Note: I can't create Redmine tickets due to MFA: [ruby-core:105878].
I completely disagree with MFA for Open Source contributions as it's a
needless barrier to participation. Open Source worked fine for decades
without MFA. I show you my code and even explain my changes; but nobody
here knows me and nobody ever will. I don't want nor need anyone to
trust me when they can read my code and even ask me to clarify things
if needed.

 hash.c               | 5 +++++
 test/ruby/test_gc.rb | 4 ++++
 2 files changed, 9 insertions(+)
 
 diff --git a/hash.c b/hash.c
 index f032ef642a..d7cc797ef5 100644
 --- a/hash.c
 +++ b/hash.c
 @@ -4911,6 +4911,7 @@ static VALUE env_aset(VALUE nm, VALUE val);
 static void
 reset_by_modified_env(const char *nam)
 {
 +    static char gc_var_pfx[] = "RUBY_GC_";
 /*
  * ENV['TZ'] = nil has a special meaning.
  * TZ is no longer considered up-to-date and ruby call tzset() as needed.
 @@ -4919,6 +4920,10 @@ reset_by_modified_env(const char *nam)
  */
 if (ENVMATCH(nam, TZ_ENV)) {
 ruby_reset_timezone();
 +    } else if (ENVNMATCH(nam, gc_var_pfx, sizeof(gc_var_pfx) - 1)) {
 +        ENV_LOCK();
 +        ruby_gc_set_params();
 +        ENV_UNLOCK();
 }
 }
 
 diff --git a/test/ruby/test_gc.rb b/test/ruby/test_gc.rb
 index 788f2974b5..5fd5924fb3 100644
 --- a/test/ruby/test_gc.rb
 +++ b/test/ruby/test_gc.rb
 @@ -334,6 +334,10 @@ def test_gc_parameter
 assert_in_out_err([env, "-w", "-e", "exit"], "", [], /RUBY_GC_OLDMALLOC_LIMIT_MAX=16000000/, "")
 assert_in_out_err([env, "-w", "-e", "exit"], "", [], /RUBY_GC_OLDMALLOC_LIMIT_GROWTH_FACTOR=2.0/, "")
 end
 +
 +    assert_in_out_err(["-w", "-e", <<-'end'], "", [], /RUBY_GC_MALLOC_LIMIT=1024/, "")
 +      ENV['RUBY_GC_MALLOC_LIMIT'] = '1k'
 +    end
 end
 
 def test_profiler_enabled

Files

Actions #1

Updated by ko1 (Koichi Sasada) 4 months ago

  • Description updated (diff)

Updated by ko1 (Koichi Sasada) 4 months ago

Some RUBY_GC_... vars do not affect correctly because they are used only on setup.
We need to document which vars can be modified dynamically.

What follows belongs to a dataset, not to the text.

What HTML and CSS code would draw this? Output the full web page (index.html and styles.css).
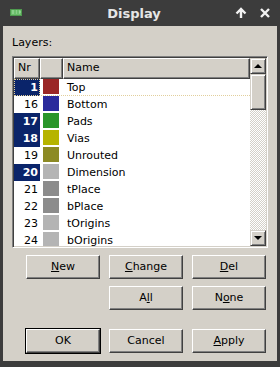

Updated by byroot (Jean Boussier) 4 months ago

Some RUBY_GC_... vars do not affect correctly because they are used only on setup.

Should we allow to change them at runtime through some ::GC API? I could see some automatic/dynamic GC tuning gems being implemented using these APIs. e.g. monitor how often and how long the GC runs, and tweak some values in response.

Updated by normalperson (Eric Wong) 4 months ago

https://bugs.ruby-lang.org/issues/18494

Thanks both for the comments.

"ko1 (Koichi Sasada)" wrote:

Some RUBY_GC_... vars do not affect correctly because they are used only on setup.
We need to document which vars can be modified dynamically.

Updated patch series attached, patch 3/3 adds partial guard to
RUBY_GC_INIT_HEAP_SLOTS to prevent gc_set_initial_pages().

Patch 1/3 also fixes an existing bug in how RUBY_GC_MALLOC_LIMIT
that is independent of this new feature.

All the other parameters seem fine, however I'm not sure about
interactions w.r.t. Ractors and double-precision floats.

"byroot (Jean Boussier)" wrote:

Should we allow to change them at runtime through some ::GC
API? I could see some automatic/dynamic GC tuning gems being
implemented using these APIs. e.g. monitor how often and how
long the GC runs, and tweak some values in response.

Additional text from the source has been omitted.